* [STATED PROBLEM]:
Leave out the pictures and repeat the data exactly.

* [DATA SECTION]:

────────────────────────────────────────

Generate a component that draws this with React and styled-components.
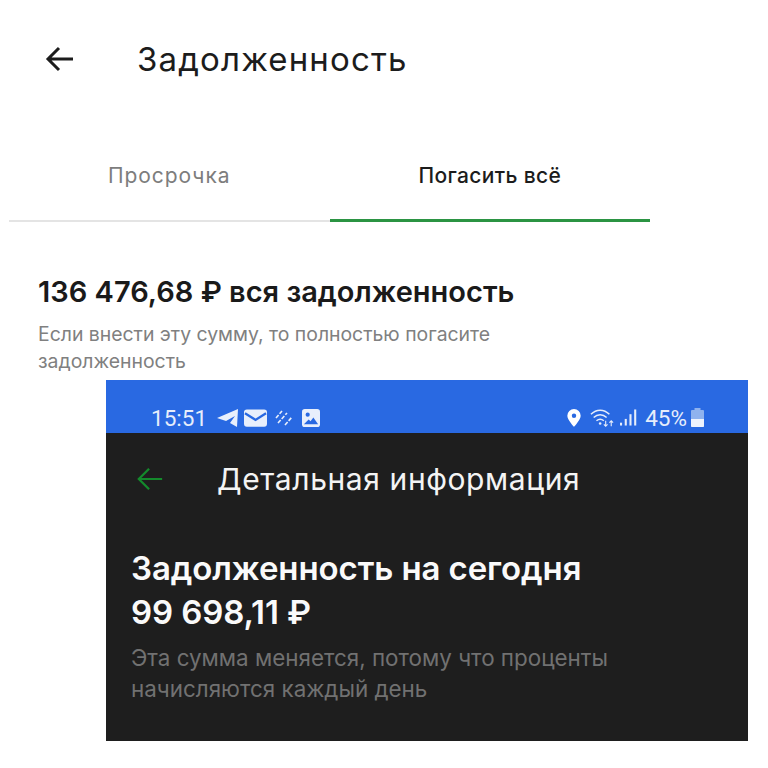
import React from "react";
import styled, { createGlobalStyle } from "styled-components";

const Global = createGlobalStyle`
  html, body { margin: 0; padding: 0; background: #fff; }
  body { font-family: "Inter", "Noto Sans", sans-serif; }
`;
const Page = styled.div`
  width: 768px; height: 768px; overflow: hidden; background: #fff;
  display: flex; flex-direction: column;
`;
const Top = styled.header`
  display: flex; align-items: center; gap: 62px;
  padding: 37px 0 1px 45px; height: 44px;
`;
const Title = styled.h1`
  margin: 0; font-weight: 400; font-size: 33px; line-height: 44px; color: #1c1c1c; letter-spacing: 1.15px;
`;
const Tabs = styled.nav`
  display: flex; width: 641px; margin: 78px 0 0 9px; border-bottom: 2px solid #e4e4e4;
`;
const Tab = styled.div`
  flex: 1; height: 62px; box-sizing: border-box; text-align: center;
  line-height: 26px; padding-top: 3px; margin-bottom: -2px;
  color: ${p => (p.$active ? "#1c1c1c" : "#7d7d7d")};
  border-bottom: 3px solid ${p => (p.$active ? "#2b9443" : "transparent")};
  font-size: 21px;
  font-weight: ${p => (p.$active ? 500 : 400)};
  letter-spacing: ${p => (p.$active ? "0.35px" : "0.95px")};
`;
const Summary = styled.section`
  padding: 52px 0 0 38px;
`;
const Amount = styled.h2`
  margin: 0; font-size: 29px; line-height: 36px; font-weight: 600; color: #1a1a1a;
`;
const Note = styled.p`
  margin: 11px 0 0; width: 490px; font-size: 19.4px; line-height: 27px; color: #808080;
`;
const Card = styled.section`
  width: 642px; margin: 5px 0 0 106px; background: #1e1e1e;
`;
const Status = styled.div`
  height: 53px; background: #2969e2; box-sizing: border-box;
  display: flex; align-items: center; justify-content: space-between;
  padding: 22px 44px 0 45px; color: #e6edfb; font-family: "Roboto", sans-serif; font-size: 22.5px;
`;
const StatusGroup = styled.div`
  display: flex; align-items: center;
`;
const StatusIcon = styled.svg`
  margin-left: ${p => p.$ml || 0}px;
  flex: none;
`;
const StatusText = styled.span`
  margin-left: ${p => p.$ml || 0}px;
`;
const DarkBar = styled.div`
  display: flex; align-items: center; gap: 53px; height: 92px; padding: 0 0 0 30px;
`;
const DarkTitle = styled.div`
  color: #f4f4f4; font-size: 30px; line-height: 36px; letter-spacing: 0.6px;
`;
const Debt = styled.div`
  padding: 21px 0 0 25px; color: #fafafa; font-size: 33px; line-height: 44px; font-weight: 600; letter-spacing: -0.1px;
`;
const DarkNote = styled.p`
  margin: 8px 0 0; padding: 0 0 37px 25px; width: 520px; color: #717171; font-size: 22.4px; line-height: 31px;
`;

const Arrow = ({ color, size, sw }) => (
  <svg width={size} height={size} viewBox="0 0 30 30" fill="none" stroke={color} strokeWidth={sw}>
    <path d="M28 15H3M14 4 3 15l11 11" />
  </svg>
);

export default function App() {
  return (
    <Page>
      <Global />
      <Top>
        <Arrow color="#1c1c1c" size={30} sw={3} />
        <Title>Задолженность</Title>
      </Top>
      <Tabs>
        <Tab>Просрочка</Tab>
        <Tab $active>Погасить всё</Tab>
      </Tabs>
      <Summary>
        <Amount>136 476,68 ₽ вся задолженность</Amount>
        <Note>Если внести эту сумму, то полностью погасите задолженность</Note>
      </Summary>
      <Card>
        <Status>
          <StatusGroup>
            <span>15:51</span>
            <StatusIcon $ml={10} width="22" height="20" viewBox="0 0 22 20" fill="#e8effc"><path d="M0 10 21 1l-1 18-7-4 5-7-9 5-9-3Z" /></StatusIcon>
            <StatusIcon $ml={5} width="23" height="18" viewBox="0 0 24 18"><rect width="24" height="18" rx="3" fill="#e8effc" /><path d="M1 4l11 7 11-7" stroke="#2969e2" strokeWidth="2.400" fill="none" /></StatusIcon>
            <StatusIcon $ml={8} width="18" height="16" viewBox="0 0 18 16" stroke="#e8effc" strokeWidth="1.600" strokeDasharray="4 1.500"><path d="M1 8 7 1M3 13 12 3M10 15 17 7" /></StatusIcon>
            <StatusIcon $ml={9} width="18" height="18" viewBox="0 0 19 19"><rect width="19" height="19" rx="3" fill="#e8effc" /><circle cx="6" cy="6" r="2.200" fill="#2969e2" /><path d="M2 16l5-5 2 2 3-4 5 7H2Z" fill="#2969e2" /></StatusIcon>
          </StatusGroup>
          <StatusGroup>
            <StatusIcon width="16" height="18" viewBox="0 0 18 20"><path fillRule="evenodd" fill="#fff" d="M9 0a7.500 7.500 0 0 1 7.500 7.500C16.500 12 9 20 9 20S1.500 12 1.500 7.500A7.500 7.500 0 0 1 9 0Zm0 5a2.500 2.500 0 1 0 0 5 2.500 2.500 0 0 0 0-5Z" /></StatusIcon>
            <StatusIcon $ml={8} width="24" height="20" viewBox="0 0 26 20" fill="none" stroke="#e6edfb" strokeWidth="1.600"><path d="M1 6c6-6 14-6 20 0M4 9.500c4-4 10-4 14 0M7 13c2.500-2 5.500-2 8 0" /><circle cx="11" cy="16" r="1.400" fill="#e6edfb" stroke="none" /><path d="M17 13v6M23 19v-6M21 15l2-2 2 2M15 17l2 2 2-2" strokeWidth="1.200" /></StatusIcon>
            <StatusIcon $ml={6} width="17" height="19" viewBox="0 0 18 19" fill="#e6edfb"><rect x="0" y="15" width="2.200" height="3" /><rect x="5" y="11" width="2.200" height="7" /><rect x="10" y="6" width="2.200" height="12" /><rect x="15" y="1" width="2.200" height="17" /></StatusIcon>
            <StatusText $ml={8}>45%</StatusText>
            <StatusIcon $ml={4} width="13" height="19" viewBox="0 0 13 19"><path d="M3.500 0h6v2H12a1 1 0 0 1 1 1v15a1 1 0 0 1-1 1H1a1 1 0 0 1-1-1V3a1 1 0 0 1 1-1h2.500Z" fill="#8fb2ee" /><path d="M0 11h13v7a1 1 0 0 1-1 1H1a1 1 0 0 1-1-1Z" fill="#eef3fd" /></StatusIcon>
          </StatusGroup>
        </Status>
        <DarkBar>
          <Arrow color="#148a2c" size={28} sw={2.400} />
          <DarkTitle>Детальная информация</DarkTitle>
        </DarkBar>
        <Debt>Задолженность на сегодня<br />99 698,11 ₽</Debt>
        <DarkNote>Эта сумма меняется, потому что проценты начисляются каждый день</DarkNote>
      </Card>
    </Page>
  );
}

────────────────────────────────────────

* [SOLUTION TO THIS PROBLEM]:
Generate a component that draws this with React and styled-components.
import React from "react";
import styled, { createGlobalStyle } from "styled-components";

const Global = createGlobalStyle`
  html, body { margin: 0; padding: 0; background: #fff; }
  body { font-family: "Inter", "Noto Sans", sans-serif; }
`;
const Page = styled.div`
  width: 768px; height: 768px; overflow: hidden; background: #fff;
  display: flex; flex-direction: column;
`;
const Top = styled.header`
  display: flex; align-items: center; gap: 62px;
  padding: 37px 0 1px 45px; height: 44px;
`;
const Title = styled.h1`
  margin: 0; font-weight: 400; font-size: 33px; line-height: 44px; color: #1c1c1c; letter-spacing: 1.15px;
`;
const Tabs = styled.nav`
  display: flex; width: 641px; margin: 78px 0 0 9px; border-bottom: 2px solid #e4e4e4;
`;
const Tab = styled.div`
  flex: 1; height: 62px; box-sizing: border-box; text-align: center;
  line-height: 26px; padding-top: 3px; margin-bottom: -2px;
  color: ${p => (p.$active ? "#1c1c1c" : "#7d7d7d")};
  border-bottom: 3px solid ${p => (p.$active ? "#2b9443" : "transparent")};
  font-size: 21px;
  font-weight: ${p => (p.$active ? 500 : 400)};
  letter-spacing: ${p => (p.$active ? "0.35px" : "0.95px")};
`;
const Summary = styled.section`
  padding: 52px 0 0 38px;
`;
const Amount = styled.h2`
  margin: 0; font-size: 29px; line-height: 36px; font-weight: 600; color: #1a1a1a;
`;
const Note = styled.p`
  margin: 11px 0 0; width: 490px; font-size: 19.4px; line-height: 27px; color: #808080;
`;
const Card = styled.section`
  width: 642px; margin: 5px 0 0 106px; background: #1e1e1e;
`;
const Status = styled.div`
  height: 53px; background: #2969e2; box-sizing: border-box;
  display: flex; align-items: center; justify-content: space-between;
  padding: 22px 44px 0 45px; color: #e6edfb; font-family: "Roboto", sans-serif; font-size: 22.5px;
`;
const StatusGroup = styled.div`
  display: flex; align-items: center;
`;
const StatusIcon = styled.svg`
  margin-left: ${p => p.$ml || 0}px;
  flex: none;
`;
const StatusText = styled.span`
  margin-left: ${p => p.$ml || 0}px;
`;
const DarkBar = styled.div`
  display: flex; align-items: center; gap: 53px; height: 92px; padding: 0 0 0 30px;
`;
const DarkTitle = styled.div`
  color: #f4f4f4; font-size: 30px; line-height: 36px; letter-spacing: 0.6px;
`;
const Debt = styled.div`
  padding: 21px 0 0 25px; color: #fafafa; font-size: 33px; line-height: 44px; font-weight: 600; letter-spacing: -0.1px;
`;
const DarkNote = styled.p`
  margin: 8px 0 0; padding: 0 0 37px 25px; width: 520px; color: #717171; font-size: 22.4px; line-height: 31px;
`;

const Arrow = ({ color, size, sw }) => (
  <svg width={size} height={size} viewBox="0 0 30 30" fill="none" stroke={color} strokeWidth={sw}>
    <path d="M28 15H3M14 4 3 15l11 11" />
  </svg>
);

export default function App() {
  return (
    <Page>
      <Global />
      <Top>
        <Arrow color="#1c1c1c" size={30} sw={3} />
        <Title>Задолженность</Title>
      </Top>
      <Tabs>
        <Tab>Просрочка</Tab>
        <Tab $active>Погасить всё</Tab>
      </Tabs>
      <Summary>
        <Amount>136 476,68 ₽ вся задолженность</Amount>
        <Note>Если внести эту сумму, то полностью погасите задолженность</Note>
      </Summary>
      <Card>
        <Status>
          <StatusGroup>
            <span>15:51</span>
            <StatusIcon $ml={10} width="22" height="20" viewBox="0 0 22 20" fill="#e8effc"><path d="M0 10 21 1l-1 18-7-4 5-7-9 5-9-3Z" /></StatusIcon>
            <StatusIcon $ml={5} width="23" height="18" viewBox="0 0 24 18"><rect width="24" height="18" rx="3" fill="#e8effc" /><path d="M1 4l11 7 11-7" stroke="#2969e2" strokeWidth="2.400" fill="none" /></StatusIcon>
            <StatusIcon $ml={8} width="18" height="16" viewBox="0 0 18 16" stroke="#e8effc" strokeWidth="1.600" strokeDasharray="4 1.500"><path d="M1 8 7 1M3 13 12 3M10 15 17 7" /></StatusIcon>
            <StatusIcon $ml={9} width="18" height="18" viewBox="0 0 19 19"><rect width="19" height="19" rx="3" fill="#e8effc" /><circle cx="6" cy="6" r="2.200" fill="#2969e2" /><path d="M2 16l5-5 2 2 3-4 5 7H2Z" fill="#2969e2" /></StatusIcon>
          </StatusGroup>
          <StatusGroup>
            <StatusIcon width="16" height="18" viewBox="0 0 18 20"><path fillRule="evenodd" fill="#fff" d="M9 0a7.500 7.500 0 0 1 7.500 7.500C16.500 12 9 20 9 20S1.500 12 1.500 7.500A7.500 7.500 0 0 1 9 0Zm0 5a2.500 2.500 0 1 0 0 5 2.500 2.500 0 0 0 0-5Z" /></StatusIcon>
            <StatusIcon $ml={8} width="24" height="20" viewBox="0 0 26 20" fill="none" stroke="#e6edfb" strokeWidth="1.600"><path d="M1 6c6-6 14-6 20 0M4 9.500c4-4 10-4 14 0M7 13c2.500-2 5.500-2 8 0" /><circle cx="11" cy="16" r="1.400" fill="#e6edfb" stroke="none" /><path d="M17 13v6M23 19v-6M21 15l2-2 2 2M15 17l2 2 2-2" strokeWidth="1.200" /></StatusIcon>
            <StatusIcon $ml={6} width="17" height="19" viewBox="0 0 18 19" fill="#e6edfb"><rect x="0" y="15" width="2.200" height="3" /><rect x="5" y="11" width="2.200" height="7" /><rect x="10" y="6" width="2.200" height="12" /><rect x="15" y="1" width="2.200" height="17" /></StatusIcon>
            <StatusText $ml={8}>45%</StatusText>
            <StatusIcon $ml={4} width="13" height="19" viewBox="0 0 13 19"><path d="M3.500 0h6v2H12a1 1 0 0 1 1 1v15a1 1 0 0 1-1 1H1a1 1 0 0 1-1-1V3a1 1 0 0 1 1-1h2.500Z" fill="#8fb2ee" /><path d="M0 11h13v7a1 1 0 0 1-1 1H1a1 1 0 0 1-1-1Z" fill="#eef3fd" /></StatusIcon>
          </StatusGroup>
        </Status>
        <DarkBar>
          <Arrow color="#148a2c" size={28} sw={2.400} />
          <DarkTitle>Детальная информация</DarkTitle>
        </DarkBar>
        <Debt>Задолженность на сегодня<br />99 698,11 ₽</Debt>
        <DarkNote>Эта сумма меняется, потому что проценты начисляются каждый день</DarkNote>
      </Card>
    </Page>
  );
}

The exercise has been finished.